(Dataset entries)
--- begin ---

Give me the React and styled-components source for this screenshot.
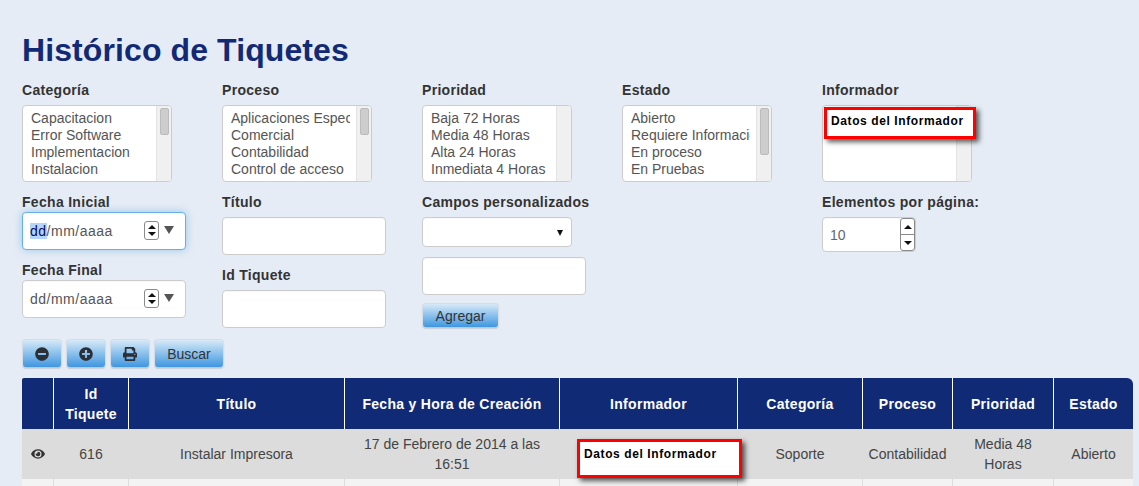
import React from 'react';
import styled, { createGlobalStyle } from 'styled-components';
import { FaEye, FaMinusCircle, FaPlusCircle, FaPrint } from 'react-icons/fa';

const GlobalStyle = createGlobalStyle`
  html, body {
    margin: 0;
    height: 486px;
    overflow: hidden;
    background: #e6ecf5;
  }
  body {
    font-family: 'Liberation Sans', Arial, sans-serif;
    font-size: 14px;
    color: #333;
  }
`;

const Page = styled.div`
  height: 486px;
  overflow: hidden;
  padding: 30px 6px 0 22px;
  box-sizing: border-box;
`;

const Title = styled.h1`
  margin: 0 0 10px;
  height: 40px;
  font-size: 32px;
  line-height: 40px;
  font-weight: 700;
  letter-spacing: 0.1px;
  color: #122a75;
`;

const Filters = styled.div`
  display: flex;
  align-items: flex-start;
  margin-bottom: 11px;
`;

const Column = styled.div`
  width: 200px;
  display: flex;
  flex-direction: column;
`;

const Field = styled.div`
  display: flex;
  flex-direction: column;
  margin-bottom: ${(p) => p.$mb ?? 10}px;
`;

const Label = styled.label`
  font-weight: 700;
  line-height: 20px;
  letter-spacing: 0.3px;
  margin-bottom: ${(p) => (p.$tight ? 0 : 5)}px;
  color: #333;
`;

const ListBox = styled.div`
  position: relative;
  width: 150px;
  height: 77px;
  box-sizing: border-box;
  background: #fff;
  border: 1px solid #ccc;
  border-radius: 4px;
  display: flex;
  overflow: hidden;
`;

const Options = styled.div`
  flex: 1;
  min-width: 0;
  margin: 0 6px 0 8px;
  padding-top: 4px;
  overflow: hidden;
  white-space: nowrap;
  line-height: 17px;
  color: #555;
`;

const Track = styled.div`
  width: 15px;
  flex: none;
  background: #f0f0f0;
  border-left: 1px solid #e3e3e3;
  box-sizing: border-box;
  padding: 2px 2px 0 3px;
`;

const Thumb = styled.div`
  height: ${(p) => p.$h}px;
  background: #cdcdcd;
  border: 1px solid #bcbcbc;
  border-radius: 2px;
  box-sizing: border-box;
`;

const Callout = styled.div`
  position: absolute;
  box-sizing: border-box;
  background: #fff;
  border: 3px solid #f00;
  box-shadow: 3px 3px 5px rgba(0, 0, 0, 0.65);
  color: #000;
  font-weight: 700;
  font-size: 12px;
  letter-spacing: 0.6px;
  line-height: 14px;
  white-space: nowrap;
  padding: 4px 4px;
  z-index: 2;
`;

const ListCallout = styled(Callout)`
  left: 1px;
  top: 1px;
  width: 152px;
  height: 32px;
`;

const CellCallout = styled(Callout)`
  left: 17px;
  top: 10px;
  width: 165px;
  height: 39px;
  padding-top: 5px;
  text-align: left;
`;

const InformerBox = styled(ListBox)`
  overflow: visible;
`;

const FilledTrack = styled(Track)`
  margin-left: auto;
  border-radius: 0 3px 3px 0;
`;

const Control = styled.div`
  box-sizing: border-box;
  width: ${(p) => p.$w || 164}px;
  height: ${(p) => p.$h || 38}px;
  background: #fff;
  border: 1px solid ${(p) => (p.$focus ? '#66afe9' : '#ccc')};
  border-radius: 4px;
  box-shadow: ${(p) => (p.$focus ? '0 0 8px rgba(102, 175, 233, 0.6)' : 'inset 0 1px 1px rgba(0, 0, 0, 0.03)')};
  display: flex;
  align-items: center;
  color: #555;
`;

const DateText = styled.span`
  margin-left: 7px;
  letter-spacing: 0.5px;
  color: #555;
`;

const Selected = styled.span`
  background: #b4d5fa;
  color: #0a0a5a;
`;

const SpinBox = styled.div`
  width: 15px;
  height: 19px;
  box-sizing: border-box;
  border: 1px solid #8a8a8a;
  border-radius: 3px;
  background: #fff;
  display: flex;
  flex-direction: column;
  align-items: center;
  justify-content: center;
  gap: 3px;
  margin: -1px 0 0 auto;
`;

const Arrow = styled.i`
  display: block;
  width: 0;
  height: 0;
  border-left: ${(p) => p.$s || 4}px solid transparent;
  border-right: ${(p) => p.$s || 4}px solid transparent;
  ${(p) => (p.$down ? 'border-top' : 'border-bottom')}: ${(p) => p.$t || 4}px solid ${(p) => p.$c || '#111'};
`;

const DateCaret = styled.span`
  margin: -3px 11px 0 5px;
`;

const SelectCaret = styled.span`
  margin: 2px 8px 0 auto;
`;

const NumberText = styled.span`
  margin-left: 7px;
  color: #666;
`;

const NumberSpin = styled.div`
  margin-left: auto;
  width: 15px;
  height: 33px;
  box-sizing: border-box;
  border: 1px solid #8a8a8a;
  border-radius: 3px;
  display: flex;
  flex-direction: column;
`;

const NumberSpinPart = styled.div`
  flex: 1;
  display: flex;
  align-items: center;
  justify-content: center;
  & + & {
    border-top: 1px solid #8a8a8a;
  }
`;

const Toolbar = styled.div`
  display: flex;
  gap: 4px;
  margin-bottom: 10px;
`;

const Button = styled.button`
  box-sizing: border-box;
  width: ${(p) => p.$w || 40}px;
  height: ${(p) => p.$h || 29}px;
  padding: 0;
  display: flex;
  align-items: center;
  justify-content: center;
  border: 1px solid #d5dde8;
  border-bottom-color: #b9c9da;
  border-radius: 4px;
  background: linear-gradient(to bottom, #d7e9f8 0%, #3f97e0 100%);
  box-shadow: 0 1px 1px rgba(0, 0, 0, 0.12);
  font-family: inherit;
  font-size: 14px;
  color: #333;
  svg {
    font-size: 14px;
    color: #2b2f36;
  }
`;

const Table = styled.table`
  width: 1111px;
  border-collapse: separate;
  border-spacing: 0;
  table-layout: fixed;
`;

const Head = styled.th`
  background: #112a76;
  color: #fff;
  height: 51px;
  padding: 0 4px;
  box-sizing: border-box;
  font-weight: 700;
  letter-spacing: 0.3px;
  line-height: 20px;
  border-left: 1px solid #fff;
  &:first-child {
    border-left: 0;
    border-top-left-radius: 2px;
  }
  &:last-child {
    border-top-right-radius: 6px;
  }
`;

const Cell = styled.td`
  position: relative;
  background: ${(p) => (p.$light ? '#f3f3f3' : '#dcdcdc')};
  height: 50px;
  padding: 0 4px;
  box-sizing: border-box;
  text-align: center;
  line-height: 20px;
  color: #444;
  border-left: 1px solid ${(p) => (p.$light ? '#ddd' : '#dcdcdc')};
  &:first-child {
    border-left: 0;
  }
  svg {
    display: block;
    margin: 0 auto;
    font-size: 14px;
    color: #333;
  }
`;

const widths = [31, 75, 216, 215, 178, 125, 90, 101, 80];
const headers = ['', 'Id Tiquete', 'Título', 'Fecha y Hora de Creación', 'Informador', 'Categoría', 'Proceso', 'Prioridad', 'Estado'];

const ListField = ({ label, items, thumb }) => (
  <Field>
    <Label>{label}</Label>
    <ListBox>
      <Options>
        {items.map((item) => (
          <div key={item}>{item}</div>
        ))}
      </Options>
      <Track>{thumb ? <Thumb $h={thumb} /> : null}</Track>
    </ListBox>
  </Field>
);

const DateField = ({ label, focus, children }) => (
  <Field $mb={focus ? 10 : 0}>
    <Label $tight>{label}</Label>
    <Control $focus={focus}>
      <DateText>{children}</DateText>
      <SpinBox>
        <Arrow />
        <Arrow $down />
      </SpinBox>
      <DateCaret>
        <Arrow $down $s={5} $t={8} $c="#555" />
      </DateCaret>
    </Control>
  </Field>
);

const App = () => (
  <Page>
    <GlobalStyle />
    <Title>Histórico de Tiquetes</Title>
    <Filters>
      <Column>
        <ListField label="Categoría" thumb={27} items={['Capacitacion', 'Error Software', 'Implementacion', 'Instalacion']} />
        <DateField label="Fecha Inicial" focus>
          <Selected>dd</Selected>/mm/aaaa
        </DateField>
        <DateField label="Fecha Final">dd/mm/aaaa</DateField>
      </Column>
      <Column>
        <ListField label="Proceso" thumb={27} items={['Aplicaciones Especiales', 'Comercial', 'Contabilidad', 'Control de acceso']} />
        <Field>
          <Label>Título</Label>
          <Control />
        </Field>
        <Field $mb={0}>
          <Label>Id Tiquete</Label>
          <Control />
        </Field>
      </Column>
      <Column>
        <ListField label="Prioridad" items={['Baja 72 Horas', 'Media 48 Horas', 'Alta 24 Horas', 'Inmediata 4 Horas']} />
        <Field $mb={10}>
          <Label>Campos personalizados</Label>
          <Control $w={150} $h={30}>
            <SelectCaret>
              <Arrow $down $s={3} $t={6} $c="#111" />
            </SelectCaret>
          </Control>
        </Field>
        <Field $mb={8}>
          <Control />
        </Field>
        <Button $w={77} $h={25}>Agregar</Button>
      </Column>
      <Column>
        <ListField label="Estado" thumb={47} items={['Abierto', 'Requiere Información', 'En proceso', 'En Pruebas']} />
      </Column>
      <Column>
        <Field>
          <Label>Informador</Label>
          <InformerBox>
            <ListCallout>Datos del Informador</ListCallout>
            <FilledTrack />
          </InformerBox>
        </Field>
        <Field $mb={0}>
          <Label>Elementos por página:</Label>
          <Control $w={94} $h={35}>
            <NumberText>10</NumberText>
            <NumberSpin>
              <NumberSpinPart>
                <Arrow />
              </NumberSpinPart>
              <NumberSpinPart>
                <Arrow $down />
              </NumberSpinPart>
            </NumberSpin>
          </Control>
        </Field>
      </Column>
    </Filters>
    <Toolbar>
      <Button aria-label="Contraer">
        <FaMinusCircle />
      </Button>
      <Button aria-label="Expandir">
        <FaPlusCircle />
      </Button>
      <Button aria-label="Imprimir">
        <FaPrint />
      </Button>
      <Button $w={70}>Buscar</Button>
    </Toolbar>
    <Table>
      <colgroup>
        {widths.map((w, i) => (
          <col key={i} width={w} />
        ))}
      </colgroup>
      <thead>
        <tr>
          {headers.map((h, i) => (
            <Head key={i}>{h}</Head>
          ))}
        </tr>
      </thead>
      <tbody>
        <tr>
          <Cell>
            <FaEye />
          </Cell>
          <Cell>616</Cell>
          <Cell>Instalar Impresora</Cell>
          <Cell>17 de Febrero de 2014 a las 16:51</Cell>
          <Cell>
            <CellCallout>Datos del Informador</CellCallout>
          </Cell>
          <Cell>Soporte</Cell>
          <Cell>Contabilidad</Cell>
          <Cell>Media 48 Horas</Cell>
          <Cell>Abierto</Cell>
        </tr>
        <tr>
          {headers.map((h, i) => (
            <Cell key={i} $light />
          ))}
        </tr>
      </tbody>
    </Table>
  </Page>
);

export default App;
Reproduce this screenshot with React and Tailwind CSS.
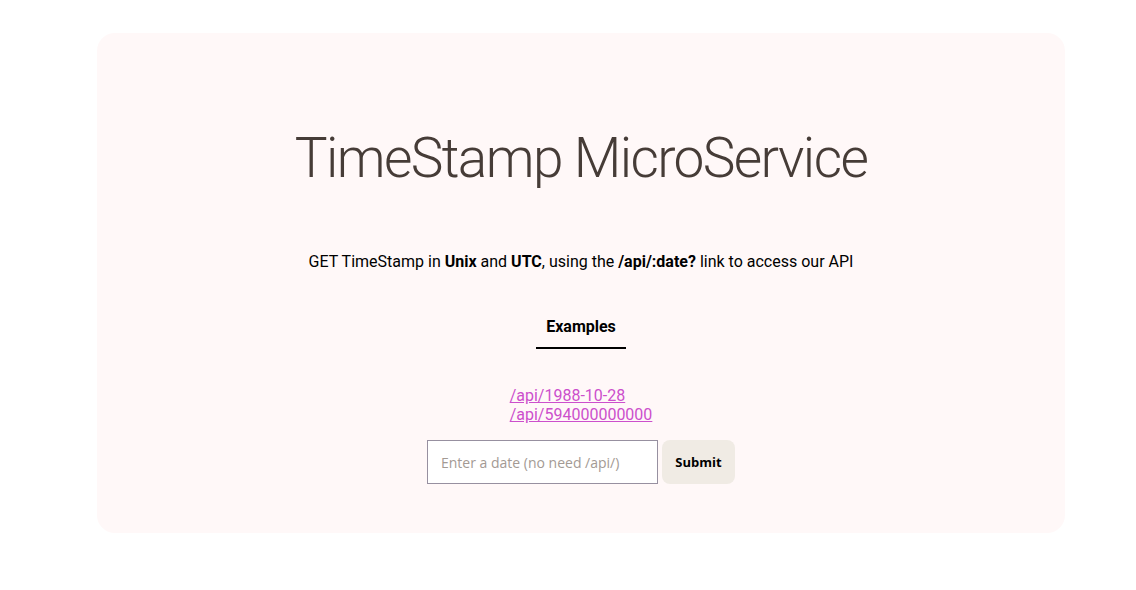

--- end ---

▶ THE REQUEST:
The images in the entries above should be left out; please reproduce exactly the lines from the first through the one containing "FaMinusCircle, FaPlusCircle, FaPrint".

▶ FINISHED ANSWER:
Give me the React and styled-components source for this screenshot.
import React from 'react';
import styled, { createGlobalStyle } from 'styled-components';
import { FaEye, FaMinusCircle, FaPlusCircle, FaPrint } from 'react-icons/fa';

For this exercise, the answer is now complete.